What was simply a loose confederation a few years ago of bicycle, pedestrian, and safety advocates seemingly yelling into the wind has become an organized coalition making significant traction in policy and political circles, advocating for streets that are accessible and safe for all users.

Some of that success can be attributed to the shift from bureacratic, wonky terminology to a simple catchphrase that summarized what they were all fighting for — “Complete Streets.”

From Neal Peirce’s column, “A national fight for saner streets,” appearing in the Seattle Times:

The cause has simmered for years — and we’ve all felt some of it: frustration with fast traffic that turns streets through our neighborhoods into corridors of fear. There is a resentment about narrow, rough or nonexistent sidewalks, a reluctance to have children walking to school cross high-speed roadways. Bicyclists take their lives in their hands when venturing onto major roads.

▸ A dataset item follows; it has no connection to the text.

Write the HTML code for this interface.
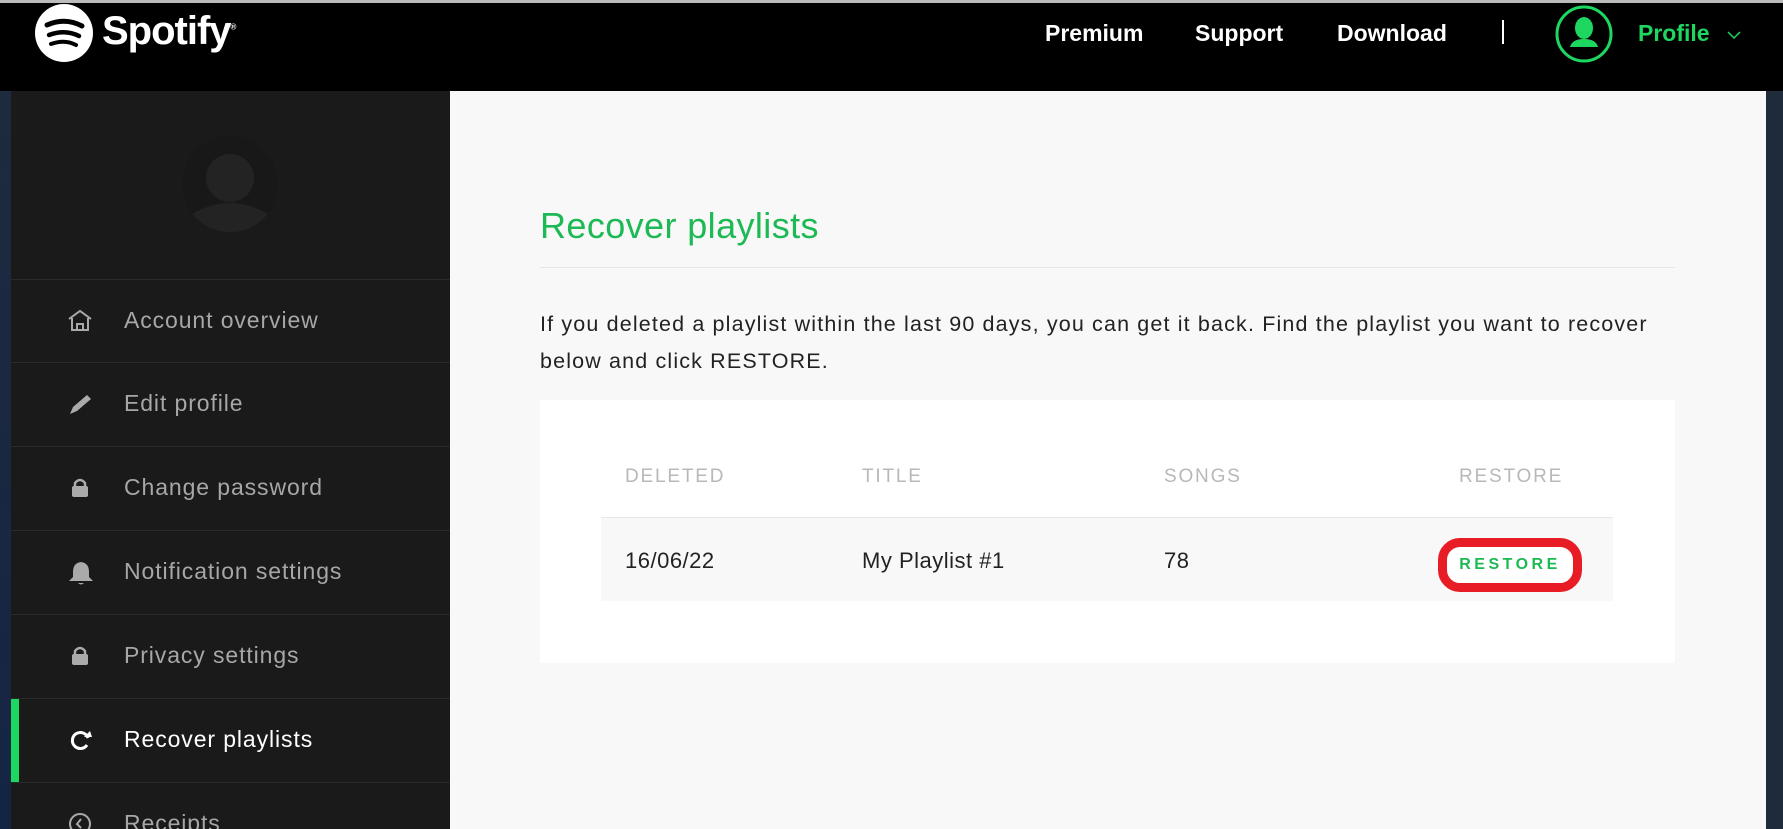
<!DOCTYPE html>
<html style="overflow:hidden;width:1783px;height:829px"><head><meta charset="utf-8"><style>
*{margin:0;padding:0;box-sizing:border-box}
body{width:1783px;height:829px;overflow:hidden;background:#f8f8f8;font-family:"Liberation Sans",sans-serif;position:relative}
.top{position:absolute;left:0;top:0;width:1783px;height:91px;background:#000;border-top:3px solid #bbb}
.lstrip{position:absolute;left:0;top:91px;width:11px;height:738px;background:linear-gradient(#1e2a3e,#142544)}
.rstrip{position:absolute;left:1766px;top:91px;width:17px;height:738px;background:#1f2a3a}
.side{position:absolute;left:11px;top:91px;width:439px;height:738px;background:#1a1a1a;overflow:hidden}
.nav{position:absolute;color:#fff;font-weight:bold;font-size:23px;top:17px}
.row{position:absolute;left:11px;width:439px;height:84px;border-top:1px solid #2a2a2a;overflow:hidden}
.row span{position:absolute;left:113px;top:27px;font-size:23px;color:#a7a7a7;letter-spacing:.9px}
.row svg{position:absolute;left:56px;top:28px}
.hd{position:absolute;top:466px;font-size:19px;color:#b8b8b8;letter-spacing:1.8px}
.cell{position:absolute;top:548px;font-size:22px;color:#222;letter-spacing:.5px}
</style></head><body>
<div class="top">
<svg style="position:absolute;left:35px;top:1px" width="60" height="60" viewBox="0 0 60 60"><circle cx="29" cy="29" r="29" fill="#fff"/><path d="M12 21 Q30 13 47 22" stroke="#000" stroke-width="5" fill="none" stroke-linecap="round"/><path d="M14 31 Q30 25 44 32" stroke="#000" stroke-width="4.5" fill="none" stroke-linecap="round"/><path d="M16 40 Q30 35 41 41" stroke="#000" stroke-width="4" fill="none" stroke-linecap="round"/></svg>
<div style="position:absolute;left:102px;top:6px;color:#fff;font-weight:bold;font-size:40px;letter-spacing:-1px">Spotify<sup style="font-size:8px">®</sup></div>
<div class="nav" style="left:1045px">Premium</div>
<div class="nav" style="left:1195px">Support</div>
<div class="nav" style="left:1337px">Download</div>
<div style="position:absolute;left:1502px;top:17px;width:2px;height:24px;background:#fff"></div>
<svg style="position:absolute;left:1553px;top:0px" width="62" height="62" viewBox="0 0 62 62"><circle cx="31" cy="31" r="27" fill="none" stroke="#1ed760" stroke-width="3"/><ellipse cx="31" cy="25" rx="9" ry="11" fill="#1ed760"/><path d="M17 44 Q19 36 31 36 Q43 36 45 44 Z" fill="#1ed760"/></svg>
<div class="nav" style="left:1638px;color:#1ed760">Profile</div>
<svg style="position:absolute;left:1727px;top:27px" width="14" height="10"><path d="M1 2 L7 8 L13 2" stroke="#1ed760" stroke-width="1.5" fill="none"/></svg>
</div>
<div class="lstrip"></div><div class="rstrip"></div>
<div class="side">
<svg style="position:absolute;left:171px;top:45px" width="96" height="96" viewBox="0 0 96 96"><circle cx="48" cy="48" r="48" fill="#181818"/><circle cx="48" cy="42" r="24" fill="#232323"/><path d="M10 78 Q48 56 86 78 Q70 96 48 96 Q26 96 10 78Z" fill="#232323"/></svg>
</div>
<div class="row" style="top:279px"><svg width="26" height="26" viewBox="0 0 26 26"><path d="M2 11 L13 3 L24 11 M5 10 V22 H21 V10 M10 22 V16 H16 V22" stroke="#aaa" stroke-width="2" fill="none"/></svg><span>Account overview</span></div>
<div class="row" style="top:362px"><svg width="28" height="26" viewBox="0 0 28 26"><path d="M3 23 L6 16 L20 4 L24 8 L10 20 Z" fill="#aaa"/></svg><span>Edit profile</span></div>
<div class="row" style="top:446px"><svg width="26" height="26" viewBox="0 0 26 26"><path d="M8 12 V8 Q13 2 18 8 V12" stroke="#aaa" stroke-width="2.5" fill="none"/><rect x="5" y="11" width="16" height="11" rx="2" fill="#aaa"/></svg><span>Change password</span></div>
<div class="row" style="top:530px"><svg width="28" height="28" viewBox="0 0 28 28"><path d="M14 3 Q22 4 22 13 V18 L26 22 H2 L6 18 V13 Q6 4 14 3Z M11 24 Q14 27 17 24" fill="#aaa"/></svg><span>Notification settings</span></div>
<div class="row" style="top:614px"><svg width="26" height="26" viewBox="0 0 26 26"><path d="M8 12 V8 Q13 2 18 8 V12" stroke="#aaa" stroke-width="2.5" fill="none"/><rect x="5" y="11" width="16" height="11" rx="2" fill="#aaa"/></svg><span>Privacy settings</span></div>
<div class="row" style="top:698px"><div style="position:absolute;left:0;top:0;width:8px;height:84px;background:#1ed760"></div><svg width="28" height="26" viewBox="0 0 28 26"><path d="M21 11 A8 8 0 1 0 20 18" stroke="#fff" stroke-width="3" fill="none"/><path d="M17 10 L25 10 L23 4 Z" fill="#fff"/></svg><span style="color:#fff">Recover playlists</span></div>
<div class="row" style="top:782px;height:47px"><svg width="26" height="26" viewBox="0 0 26 26"><circle cx="13" cy="13" r="10" stroke="#aaa" stroke-width="2" fill="none"/><path d="M14 8 L10 13 L14 17" stroke="#aaa" stroke-width="2" fill="none"/></svg><span>Receipts</span></div>

<div style="position:absolute;left:540px;top:205px;font-size:36px;color:#1db954;letter-spacing:.4px">Recover playlists</div>
<div style="position:absolute;left:540px;top:267px;width:1135px;height:1px;background:#e6e6e6"></div>
<div style="position:absolute;left:540px;top:306px;width:1140px;font-size:21.5px;line-height:37px;color:#222;letter-spacing:1.15px">If you deleted a playlist within the last 90 days, you can get it back. Find the playlist you want to recover below and click RESTORE.</div>
<div style="position:absolute;left:540px;top:400px;width:1135px;height:263px;background:#fff"></div>
<div style="position:absolute;left:601px;top:517px;width:1012px;height:84px;background:#f8f8f8;border-top:1px solid #e8e8e8"></div>
<div class="hd" style="left:625px">DELETED</div>
<div class="hd" style="left:862px">TITLE</div>
<div class="hd" style="left:1164px">SONGS</div>
<div class="hd" style="left:1459px">RESTORE</div>
<div class="cell" style="left:625px">16/06/22</div>
<div class="cell" style="left:862px">My Playlist #1</div>
<div class="cell" style="left:1164px">78</div>
<div style="position:absolute;left:1438px;top:538px;width:144px;height:54px;border:9px solid #e81c24;border-radius:22px;background:#fff;text-align:center;line-height:36px;font-size:16px;font-weight:bold;color:#1db954;letter-spacing:3.5px">RESTORE</div>
</body></html>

Now, finally, there’s an organized nationwide movement to fight the good fight for saner streets. It’s a coalition mounting a nationwide campaign for city and town roadways that include safe, quality space for pedestrians and cyclists and public-transit users, accommodating their wishes just as seriously as those of car and truck drivers.

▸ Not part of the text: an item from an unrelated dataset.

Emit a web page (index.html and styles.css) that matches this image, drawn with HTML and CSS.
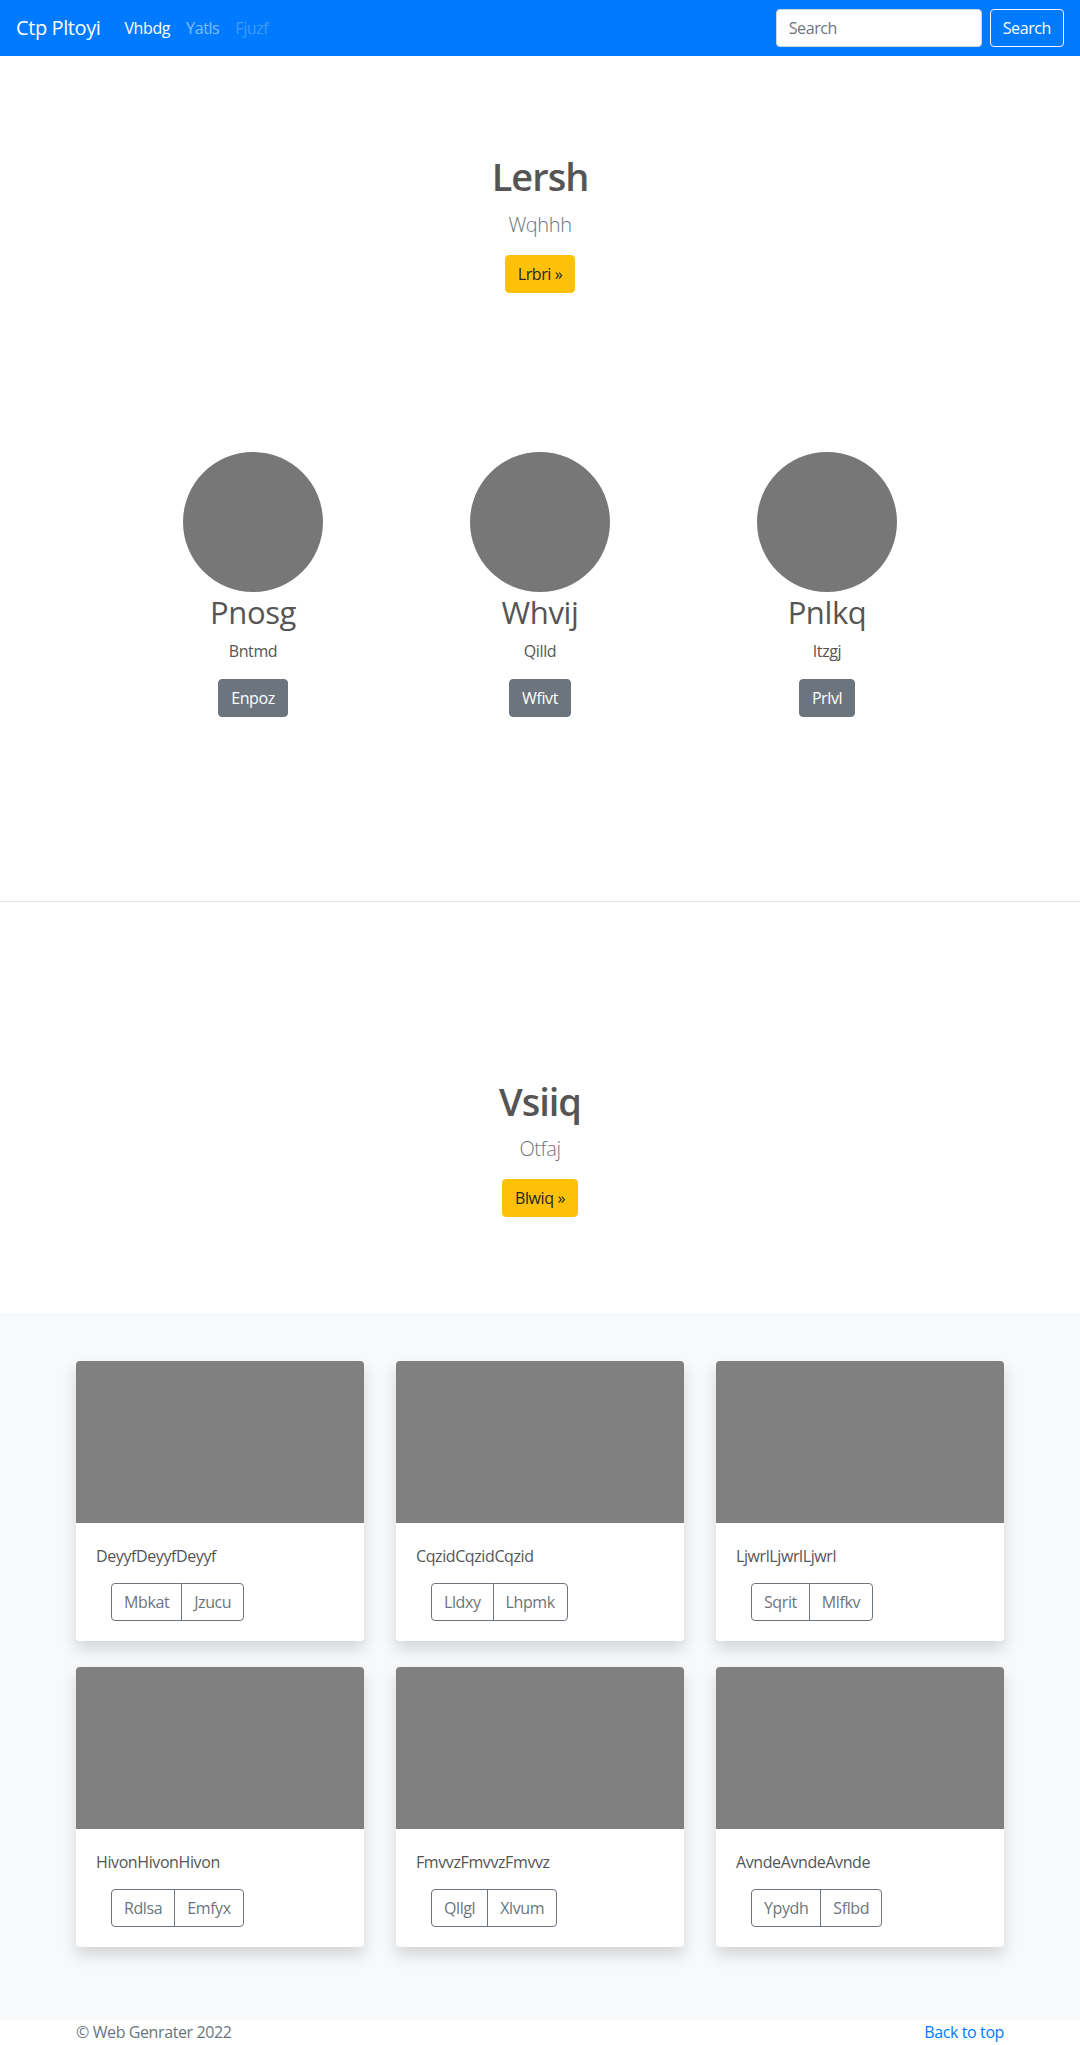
FILE: index.html
```html
<!DOCTYPE html>
<html lang="en">
<head>
    <meta charset="UTF-8">
    <meta name="viewport" content="width=device-width, initial-scale=1.0">
    <title>Ctp Pltoyi</title>
    <link rel="stylesheet" href="styles.css">
</head>
<body>
    <!-- Navbar -->
    <nav class="navbar">
        <a class="brand" href="#">Ctp Pltoyi</a>
        <ul class="nav-links">
            <li><a class="nav-link active" href="#">Vhbdg</a></li>
            <li><a class="nav-link" href="#">Yatls</a></li>
            <li><a class="nav-link disabled" href="#">Fjuzf</a></li>
        </ul>
        <form class="search-form">
            <input class="search-input" type="text" placeholder="Search">
            <button class="btn btn-outline-light" type="button">Search</button>
        </form>
    </nav>

    <main>
        <!-- Hero -->
        <section class="hero hero-top">
            <h1>Lersh</h1>
            <p class="lead">Wqhhh</p>
            <a class="btn btn-warning" href="#">Lrbri &raquo;</a>
        </section>

        <!-- Features -->
        <section class="features">
            <div class="feature">
                <div class="avatar"></div>
                <h2>Pnosg</h2>
                <p>Bntmd</p>
                <a class="btn btn-secondary" href="#">Enpoz</a>
            </div>
            <div class="feature">
                <div class="avatar"></div>
                <h2>Whvij</h2>
                <p>Qilld</p>
                <a class="btn btn-secondary" href="#">Wfivt</a>
            </div>
            <div class="feature">
                <div class="avatar"></div>
                <h2>Pnlkq</h2>
                <p>Itzgj</p>
                <a class="btn btn-secondary" href="#">Prlvl</a>
            </div>
        </section>

        <hr class="divider">

        <!-- Second hero -->
        <section class="hero hero-second">
            <h1>Vsiiq</h1>
            <p class="lead">Otfaj</p>
            <a class="btn btn-warning" href="#">Blwiq &raquo;</a>
        </section>

        <!-- Album -->
        <section class="album">
            <div class="album-grid">
                <div class="card">
                    <div class="card-img"></div>
                    <div class="card-body">
                        <p class="card-text">DeyyfDeyyfDeyyf</p>
                        <div class="btn-group">
                            <button class="btn btn-outline-secondary">Mbkat</button>
                            <button class="btn btn-outline-secondary">Jzucu</button>
                        </div>
                    </div>
                </div>
                <div class="card">
                    <div class="card-img"></div>
                    <div class="card-body">
                        <p class="card-text">CqzidCqzidCqzid</p>
                        <div class="btn-group">
                            <button class="btn btn-outline-secondary">Lldxy</button>
                            <button class="btn btn-outline-secondary">Lhpmk</button>
                        </div>
                    </div>
                </div>
                <div class="card">
                    <div class="card-img"></div>
                    <div class="card-body">
                        <p class="card-text">LjwrlLjwrlLjwrl</p>
                        <div class="btn-group">
                            <button class="btn btn-outline-secondary">Sqrit</button>
                            <button class="btn btn-outline-secondary">Mlfkv</button>
                        </div>
                    </div>
                </div>
                <div class="card">
                    <div class="card-img"></div>
                    <div class="card-body">
                        <p class="card-text">HivonHivonHivon</p>
                        <div class="btn-group">
                            <button class="btn btn-outline-secondary">Rdlsa</button>
                            <button class="btn btn-outline-secondary">Emfyx</button>
                        </div>
                    </div>
                </div>
                <div class="card">
                    <div class="card-img"></div>
                    <div class="card-body">
                        <p class="card-text">FmvvzFmvvzFmvvz</p>
                        <div class="btn-group">
                            <button class="btn btn-outline-secondary">Qllgl</button>
                            <button class="btn btn-outline-secondary">Xlvum</button>
                        </div>
                    </div>
                </div>
                <div class="card">
                    <div class="card-img"></div>
                    <div class="card-body">
                        <p class="card-text">AvndeAvndeAvnde</p>
                        <div class="btn-group">
                            <button class="btn btn-outline-secondary">Ypydh</button>
                            <button class="btn btn-outline-secondary">Sflbd</button>
                        </div>
                    </div>
                </div>
            </div>
        </section>
    </main>

    <!-- Footer -->
    <footer class="footer">
        <p>&copy; Web Genrater 2022</p>
        <a href="#">Back to top</a>
    </footer>
</body>
</html>
```

FILE: styles.css
```css
/* General Styling */
* {
    box-sizing: border-box;
}
body {
    margin: 0;
    font-family: 'Open Sans', 'Noto Sans', sans-serif;
    font-size: 16px;
    line-height: 1.5;
    letter-spacing: -0.025em;
    color: #555;
    background: #fff;
}
a {
    text-decoration: none;
}
p {
    margin: 0;
}

/* Navbar */
.navbar {
    display: flex;
    align-items: center;
    height: 56px;
    padding: 0 16px;
    background: #007bff;
}
.brand {
    margin-right: 16px;
    font-size: 20px;
    line-height: 30px;
    color: #fff;
}
.nav-links {
    display: flex;
    margin: 0;
    padding: 0;
    list-style: none;
}
.nav-link {
    display: block;
    padding: 8px;
    color: rgba(255, 255, 255, 0.5);
}
.nav-link.active { color: #fff; }
.nav-link.disabled { color: rgba(255, 255, 255, 0.25); }
.search-form {
    display: flex;
    gap: 8px;
    margin-left: auto;
}
.search-input {
    width: 206px;
    height: 38px;
    padding: 6px 12px;
    font: inherit;
    letter-spacing: inherit;
    color: #495057;
    border: 1px solid #ced4da;
    border-radius: 4px;
}
.search-input::placeholder { color: #6c757d; }

/* Buttons */
.btn {
    display: inline-block;
    padding: 6px 12px;
    font: inherit;
    line-height: 24px;
    letter-spacing: inherit;
    border: 1px solid transparent;
    border-radius: 4px;
    background: transparent;
    cursor: pointer;
}
.btn-outline-light { color: #fff; border-color: #f8f9fa; }
.btn-warning { color: #212529; background: #ffc107; border-color: #ffc107; }
.btn-secondary { color: #fff; background: #6c757d; border-color: #6c757d; }
.btn-outline-secondary { color: #6c757d; border-color: #6c757d; }

/* Hero */
.hero {
    text-align: center;
}
.hero h1 {
    margin: 0 0 10px;
    font-size: 38px;
    font-weight: 600;
    line-height: 1.2;
    letter-spacing: -1px;
}
.hero .lead {
    margin-bottom: 15px;
    font-size: 20px;
    font-weight: 300;
    color: #6c757d;
}
.hero-top { padding-top: 98px; }
.hero-second { padding: 177px 0 96px; }

/* Features */
.features {
    display: grid;
    grid-template-columns: repeat(3, 1fr);
    width: 861px;
    margin: 159px auto 0;
    text-align: center;
}
.avatar {
    width: 140px;
    height: 140px;
    margin: 0 auto;
    border-radius: 50%;
    background: #777;
}
.feature h2 {
    margin: 2px 0 8px;
    font-size: 31px;
    font-weight: 400;
    line-height: 1.2;
}
.feature p {
    margin-bottom: 16px;
}
.divider {
    margin: 184px 0 0;
    border: 0;
    border-top: 1px solid #e5e5e5;
}

/* Album */
.album {
    padding: 48px 0 73px;
    background: #f8f9fa;
}
.album-grid {
    display: grid;
    grid-template-columns: repeat(3, 288px);
    column-gap: 32px;
    row-gap: 26px;
    width: 928px;
    margin: 0 auto;
}
.card {
    overflow: hidden;
    background: #fff;
    border-radius: 4px;
    box-shadow: 0 8px 16px rgba(0, 0, 0, 0.15);
}
.card-img {
    height: 162px;
    background: #808080;
}
.card-body {
    padding: 21px 20px 20px;
}
.card-text {
    margin-bottom: 15px;
}
.btn-group {
    display: inline-flex;
    margin-left: 15px;
}
.btn-group .btn:first-child {
    border-radius: 4px 0 0 4px;
}
.btn-group .btn:last-child {
    margin-left: -1px;
    border-radius: 0 4px 4px 0;
}

/* Footer */
.footer {
    display: flex;
    justify-content: space-between;
    width: 928px;
    margin: 0 auto;
    line-height: 24px;
    color: #6c757d;
}
.footer a { color: #007bff; }
```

He also cites the recent poll we did with the National Association of Realtors to make the point that complete streets is not some unpopular fringe movement — it enjoys vast popular support:

But 90 percent of us, according to a survey by the National Association of Realtors, believe that new communities should be designed so we can walk more and drive less, and that public transportation should be improved and accessible.

New Urban News also featured complete streets in their December issue, highlighting some of the successes around the country and showing how different states and municipalities have approached including all users in the planning and design process. Consider the example of Seattle:

The 569,000-population city passed a resolution in October 2006 and an ordinance in April 2007. The ordinance helps ensure that for each capital project in Seattle, there is a Complete Streets meeting, with participants from all the municipal departments that have a stake in the project — most notably Planning and Development, Public Utilities, and Transportation. “Now they’re all in the room,” McGrath emphasizes. “They can ask, ‘Do you have what you need?” The needs of pedestrians, cyclists, and others do not have to be guessed at.